◆ **DO THIS**
Render the material again word for word, skipping the pictures in it.

◆ **DATA**
>>>>
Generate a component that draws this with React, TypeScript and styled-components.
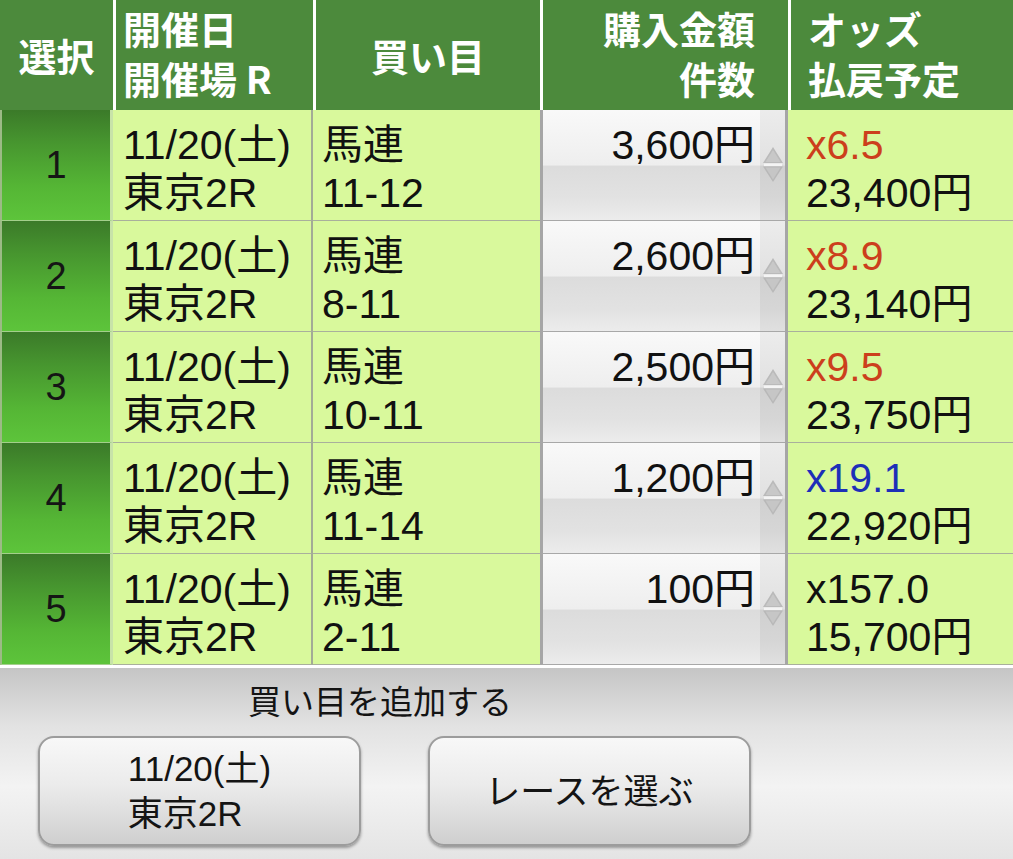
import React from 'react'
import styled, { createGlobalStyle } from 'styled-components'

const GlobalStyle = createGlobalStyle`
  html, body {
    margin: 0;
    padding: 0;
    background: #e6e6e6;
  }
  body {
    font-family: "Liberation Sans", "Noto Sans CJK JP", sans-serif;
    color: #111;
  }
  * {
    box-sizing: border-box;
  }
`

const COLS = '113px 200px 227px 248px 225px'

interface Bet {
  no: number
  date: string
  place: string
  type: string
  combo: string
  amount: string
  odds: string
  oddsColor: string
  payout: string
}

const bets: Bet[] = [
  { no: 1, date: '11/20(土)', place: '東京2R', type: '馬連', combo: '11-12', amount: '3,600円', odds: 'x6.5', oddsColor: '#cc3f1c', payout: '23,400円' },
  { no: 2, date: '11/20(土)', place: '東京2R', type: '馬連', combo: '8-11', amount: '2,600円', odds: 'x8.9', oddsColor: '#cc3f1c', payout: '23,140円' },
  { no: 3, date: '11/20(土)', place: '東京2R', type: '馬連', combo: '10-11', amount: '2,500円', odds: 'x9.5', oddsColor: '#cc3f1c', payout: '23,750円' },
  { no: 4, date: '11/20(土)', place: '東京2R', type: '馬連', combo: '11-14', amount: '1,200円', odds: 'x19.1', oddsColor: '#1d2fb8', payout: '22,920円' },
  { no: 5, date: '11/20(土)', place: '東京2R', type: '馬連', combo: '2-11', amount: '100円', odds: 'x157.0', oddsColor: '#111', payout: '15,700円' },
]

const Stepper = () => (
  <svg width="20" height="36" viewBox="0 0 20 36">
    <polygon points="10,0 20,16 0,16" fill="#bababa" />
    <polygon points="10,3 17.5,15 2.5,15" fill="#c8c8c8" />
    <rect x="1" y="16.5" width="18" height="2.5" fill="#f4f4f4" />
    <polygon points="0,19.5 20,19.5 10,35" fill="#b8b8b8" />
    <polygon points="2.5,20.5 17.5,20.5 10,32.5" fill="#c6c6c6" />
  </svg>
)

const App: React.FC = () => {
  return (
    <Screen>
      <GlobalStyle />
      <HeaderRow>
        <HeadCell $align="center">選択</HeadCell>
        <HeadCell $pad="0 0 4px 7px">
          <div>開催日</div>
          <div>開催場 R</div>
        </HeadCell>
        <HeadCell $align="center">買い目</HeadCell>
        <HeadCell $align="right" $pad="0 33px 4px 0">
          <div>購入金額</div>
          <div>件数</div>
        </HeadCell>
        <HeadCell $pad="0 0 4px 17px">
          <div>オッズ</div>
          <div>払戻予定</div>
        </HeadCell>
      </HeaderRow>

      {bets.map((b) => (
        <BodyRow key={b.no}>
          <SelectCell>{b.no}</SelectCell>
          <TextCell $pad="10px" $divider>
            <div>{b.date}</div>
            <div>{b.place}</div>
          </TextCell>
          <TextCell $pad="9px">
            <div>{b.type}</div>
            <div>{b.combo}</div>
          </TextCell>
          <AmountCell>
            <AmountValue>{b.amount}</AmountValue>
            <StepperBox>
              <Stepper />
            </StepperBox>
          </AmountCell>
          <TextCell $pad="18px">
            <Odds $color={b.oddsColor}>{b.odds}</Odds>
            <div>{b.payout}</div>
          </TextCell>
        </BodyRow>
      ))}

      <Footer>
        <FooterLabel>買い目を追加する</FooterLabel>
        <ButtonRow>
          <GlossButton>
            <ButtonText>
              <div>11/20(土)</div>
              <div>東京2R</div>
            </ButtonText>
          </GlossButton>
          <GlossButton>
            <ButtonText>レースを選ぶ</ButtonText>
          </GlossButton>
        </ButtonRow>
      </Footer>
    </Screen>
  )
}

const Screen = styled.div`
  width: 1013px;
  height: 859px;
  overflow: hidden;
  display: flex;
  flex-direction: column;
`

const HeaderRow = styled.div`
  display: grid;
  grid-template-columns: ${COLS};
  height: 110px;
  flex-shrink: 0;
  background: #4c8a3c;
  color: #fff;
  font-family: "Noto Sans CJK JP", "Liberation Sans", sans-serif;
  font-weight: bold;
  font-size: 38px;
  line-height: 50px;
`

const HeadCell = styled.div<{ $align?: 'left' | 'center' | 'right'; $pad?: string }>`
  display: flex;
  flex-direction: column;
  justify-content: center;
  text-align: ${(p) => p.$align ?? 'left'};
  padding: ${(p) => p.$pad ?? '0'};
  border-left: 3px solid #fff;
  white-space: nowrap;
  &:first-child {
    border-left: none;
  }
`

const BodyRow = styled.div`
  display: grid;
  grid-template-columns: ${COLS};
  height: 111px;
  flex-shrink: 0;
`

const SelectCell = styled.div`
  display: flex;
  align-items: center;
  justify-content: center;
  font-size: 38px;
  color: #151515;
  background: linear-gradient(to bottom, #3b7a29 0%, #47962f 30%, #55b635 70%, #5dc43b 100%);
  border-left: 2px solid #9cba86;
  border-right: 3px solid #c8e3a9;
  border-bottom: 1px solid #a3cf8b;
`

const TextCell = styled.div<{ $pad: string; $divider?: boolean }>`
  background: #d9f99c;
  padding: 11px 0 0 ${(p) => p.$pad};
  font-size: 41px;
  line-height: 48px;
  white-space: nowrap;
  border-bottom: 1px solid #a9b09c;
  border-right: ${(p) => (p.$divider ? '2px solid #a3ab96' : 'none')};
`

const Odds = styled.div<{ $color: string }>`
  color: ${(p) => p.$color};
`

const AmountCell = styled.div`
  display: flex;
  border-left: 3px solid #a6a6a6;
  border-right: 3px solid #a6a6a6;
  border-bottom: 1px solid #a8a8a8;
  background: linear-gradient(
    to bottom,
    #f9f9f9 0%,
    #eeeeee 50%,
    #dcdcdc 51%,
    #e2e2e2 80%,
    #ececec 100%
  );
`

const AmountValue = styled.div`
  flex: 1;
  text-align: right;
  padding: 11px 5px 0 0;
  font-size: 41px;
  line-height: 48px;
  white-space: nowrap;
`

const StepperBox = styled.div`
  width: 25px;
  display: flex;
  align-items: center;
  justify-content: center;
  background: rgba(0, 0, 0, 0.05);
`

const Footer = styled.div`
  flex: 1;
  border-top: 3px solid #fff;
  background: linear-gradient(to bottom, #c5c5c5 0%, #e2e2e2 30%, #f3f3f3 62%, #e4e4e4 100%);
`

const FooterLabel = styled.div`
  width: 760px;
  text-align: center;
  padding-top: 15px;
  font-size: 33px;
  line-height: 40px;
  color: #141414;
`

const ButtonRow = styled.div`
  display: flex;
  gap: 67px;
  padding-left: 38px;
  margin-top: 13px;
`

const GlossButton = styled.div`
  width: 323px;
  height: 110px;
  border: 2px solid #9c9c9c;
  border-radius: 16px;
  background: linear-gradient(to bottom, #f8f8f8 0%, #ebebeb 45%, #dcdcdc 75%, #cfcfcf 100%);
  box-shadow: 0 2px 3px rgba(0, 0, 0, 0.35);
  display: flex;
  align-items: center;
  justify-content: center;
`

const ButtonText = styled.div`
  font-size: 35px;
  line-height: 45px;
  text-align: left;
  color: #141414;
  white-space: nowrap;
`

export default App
<<<<
◆ **EXERCISE SOLUTION**
Generate a component that draws this with React, TypeScript and styled-components.
import React from 'react'
import styled, { createGlobalStyle } from 'styled-components'

const GlobalStyle = createGlobalStyle`
  html, body {
    margin: 0;
    padding: 0;
    background: #e6e6e6;
  }
  body {
    font-family: "Liberation Sans", "Noto Sans CJK JP", sans-serif;
    color: #111;
  }
  * {
    box-sizing: border-box;
  }
`

const COLS = '113px 200px 227px 248px 225px'

interface Bet {
  no: number
  date: string
  place: string
  type: string
  combo: string
  amount: string
  odds: string
  oddsColor: string
  payout: string
}

const bets: Bet[] = [
  { no: 1, date: '11/20(土)', place: '東京2R', type: '馬連', combo: '11-12', amount: '3,600円', odds: 'x6.5', oddsColor: '#cc3f1c', payout: '23,400円' },
  { no: 2, date: '11/20(土)', place: '東京2R', type: '馬連', combo: '8-11', amount: '2,600円', odds: 'x8.9', oddsColor: '#cc3f1c', payout: '23,140円' },
  { no: 3, date: '11/20(土)', place: '東京2R', type: '馬連', combo: '10-11', amount: '2,500円', odds: 'x9.5', oddsColor: '#cc3f1c', payout: '23,750円' },
  { no: 4, date: '11/20(土)', place: '東京2R', type: '馬連', combo: '11-14', amount: '1,200円', odds: 'x19.1', oddsColor: '#1d2fb8', payout: '22,920円' },
  { no: 5, date: '11/20(土)', place: '東京2R', type: '馬連', combo: '2-11', amount: '100円', odds: 'x157.0', oddsColor: '#111', payout: '15,700円' },
]

const Stepper = () => (
  <svg width="20" height="36" viewBox="0 0 20 36">
    <polygon points="10,0 20,16 0,16" fill="#bababa" />
    <polygon points="10,3 17.5,15 2.5,15" fill="#c8c8c8" />
    <rect x="1" y="16.5" width="18" height="2.5" fill="#f4f4f4" />
    <polygon points="0,19.5 20,19.5 10,35" fill="#b8b8b8" />
    <polygon points="2.5,20.5 17.5,20.5 10,32.5" fill="#c6c6c6" />
  </svg>
)

const App: React.FC = () => {
  return (
    <Screen>
      <GlobalStyle />
      <HeaderRow>
        <HeadCell $align="center">選択</HeadCell>
        <HeadCell $pad="0 0 4px 7px">
          <div>開催日</div>
          <div>開催場 R</div>
        </HeadCell>
        <HeadCell $align="center">買い目</HeadCell>
        <HeadCell $align="right" $pad="0 33px 4px 0">
          <div>購入金額</div>
          <div>件数</div>
        </HeadCell>
        <HeadCell $pad="0 0 4px 17px">
          <div>オッズ</div>
          <div>払戻予定</div>
        </HeadCell>
      </HeaderRow>

      {bets.map((b) => (
        <BodyRow key={b.no}>
          <SelectCell>{b.no}</SelectCell>
          <TextCell $pad="10px" $divider>
            <div>{b.date}</div>
            <div>{b.place}</div>
          </TextCell>
          <TextCell $pad="9px">
            <div>{b.type}</div>
            <div>{b.combo}</div>
          </TextCell>
          <AmountCell>
            <AmountValue>{b.amount}</AmountValue>
            <StepperBox>
              <Stepper />
            </StepperBox>
          </AmountCell>
          <TextCell $pad="18px">
            <Odds $color={b.oddsColor}>{b.odds}</Odds>
            <div>{b.payout}</div>
          </TextCell>
        </BodyRow>
      ))}

      <Footer>
        <FooterLabel>買い目を追加する</FooterLabel>
        <ButtonRow>
          <GlossButton>
            <ButtonText>
              <div>11/20(土)</div>
              <div>東京2R</div>
            </ButtonText>
          </GlossButton>
          <GlossButton>
            <ButtonText>レースを選ぶ</ButtonText>
          </GlossButton>
        </ButtonRow>
      </Footer>
    </Screen>
  )
}

const Screen = styled.div`
  width: 1013px;
  height: 859px;
  overflow: hidden;
  display: flex;
  flex-direction: column;
`

const HeaderRow = styled.div`
  display: grid;
  grid-template-columns: ${COLS};
  height: 110px;
  flex-shrink: 0;
  background: #4c8a3c;
  color: #fff;
  font-family: "Noto Sans CJK JP", "Liberation Sans", sans-serif;
  font-weight: bold;
  font-size: 38px;
  line-height: 50px;
`

const HeadCell = styled.div<{ $align?: 'left' | 'center' | 'right'; $pad?: string }>`
  display: flex;
  flex-direction: column;
  justify-content: center;
  text-align: ${(p) => p.$align ?? 'left'};
  padding: ${(p) => p.$pad ?? '0'};
  border-left: 3px solid #fff;
  white-space: nowrap;
  &:first-child {
    border-left: none;
  }
`

const BodyRow = styled.div`
  display: grid;
  grid-template-columns: ${COLS};
  height: 111px;
  flex-shrink: 0;
`

const SelectCell = styled.div`
  display: flex;
  align-items: center;
  justify-content: center;
  font-size: 38px;
  color: #151515;
  background: linear-gradient(to bottom, #3b7a29 0%, #47962f 30%, #55b635 70%, #5dc43b 100%);
  border-left: 2px solid #9cba86;
  border-right: 3px solid #c8e3a9;
  border-bottom: 1px solid #a3cf8b;
`

const TextCell = styled.div<{ $pad: string; $divider?: boolean }>`
  background: #d9f99c;
  padding: 11px 0 0 ${(p) => p.$pad};
  font-size: 41px;
  line-height: 48px;
  white-space: nowrap;
  border-bottom: 1px solid #a9b09c;
  border-right: ${(p) => (p.$divider ? '2px solid #a3ab96' : 'none')};
`

const Odds = styled.div<{ $color: string }>`
  color: ${(p) => p.$color};
`

const AmountCell = styled.div`
  display: flex;
  border-left: 3px solid #a6a6a6;
  border-right: 3px solid #a6a6a6;
  border-bottom: 1px solid #a8a8a8;
  background: linear-gradient(
    to bottom,
    #f9f9f9 0%,
    #eeeeee 50%,
    #dcdcdc 51%,
    #e2e2e2 80%,
    #ececec 100%
  );
`

const AmountValue = styled.div`
  flex: 1;
  text-align: right;
  padding: 11px 5px 0 0;
  font-size: 41px;
  line-height: 48px;
  white-space: nowrap;
`

const StepperBox = styled.div`
  width: 25px;
  display: flex;
  align-items: center;
  justify-content: center;
  background: rgba(0, 0, 0, 0.05);
`

const Footer = styled.div`
  flex: 1;
  border-top: 3px solid #fff;
  background: linear-gradient(to bottom, #c5c5c5 0%, #e2e2e2 30%, #f3f3f3 62%, #e4e4e4 100%);
`

const FooterLabel = styled.div`
  width: 760px;
  text-align: center;
  padding-top: 15px;
  font-size: 33px;
  line-height: 40px;
  color: #141414;
`

const ButtonRow = styled.div`
  display: flex;
  gap: 67px;
  padding-left: 38px;
  margin-top: 13px;
`

const GlossButton = styled.div`
  width: 323px;
  height: 110px;
  border: 2px solid #9c9c9c;
  border-radius: 16px;
  background: linear-gradient(to bottom, #f8f8f8 0%, #ebebeb 45%, #dcdcdc 75%, #cfcfcf 100%);
  box-shadow: 0 2px 3px rgba(0, 0, 0, 0.35);
  display: flex;
  align-items: center;
  justify-content: center;
`

const ButtonText = styled.div`
  font-size: 35px;
  line-height: 45px;
  text-align: left;
  color: #141414;
  white-space: nowrap;
`

export default App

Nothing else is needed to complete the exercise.